Leur texte, que publie Le Monde en intégralité [3], enjoint aux décideurs et aux responsables politiques de tout mettre en œuvre pour « freiner la destruction de l’environnement » et éviter que ne s’aggrave l’épuisement des services rendus par la nature à l’humanité. « Pour éviter une misère généralisée et une perte catastrophique de biodiversité, l’humanité doit adopter une alternative plus durable écologiquement que la pratique qui est la sienne aujourd’hui. »
L’ampleur du soutien à cette mise en garde reflète une inquiétude qui traverse toutes les disciplines des sciences expérimentales. L’appel des 15 000 est, à ce jour, le texte publié par une revue scientifique ayant rassemblé le plus grand nombre de signataires.

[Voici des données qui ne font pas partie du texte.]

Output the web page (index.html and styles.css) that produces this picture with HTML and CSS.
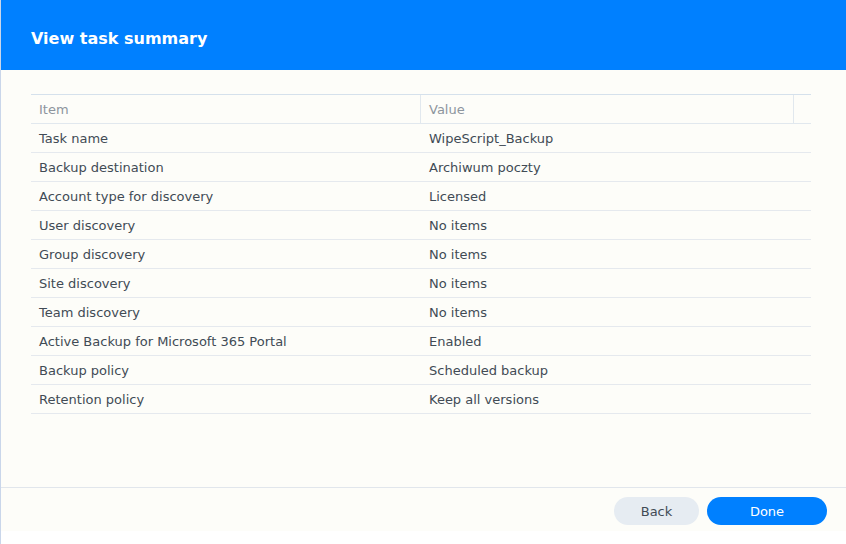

C’est la deuxième fois que les « scientifiques du monde » adressent une telle mise en garde à l’humanité. Le premier appel du genre, publié en 1992 à l’issue du Sommet de la Terre à Rio (Brésil), avait été endossé par quelque 1 700 chercheurs, dont près d’une centaine de Prix Nobel. Il dressait déjà un état des lieux inquiétant de la situation et s’ouvrait sur cette alerte : « Les êtres humains et le monde naturel sont sur une trajectoire de collision. » Ce premier appel n’a pas été suivi d’effets. Un quart de siècle plus tard, la trajectoire n’a pas changé.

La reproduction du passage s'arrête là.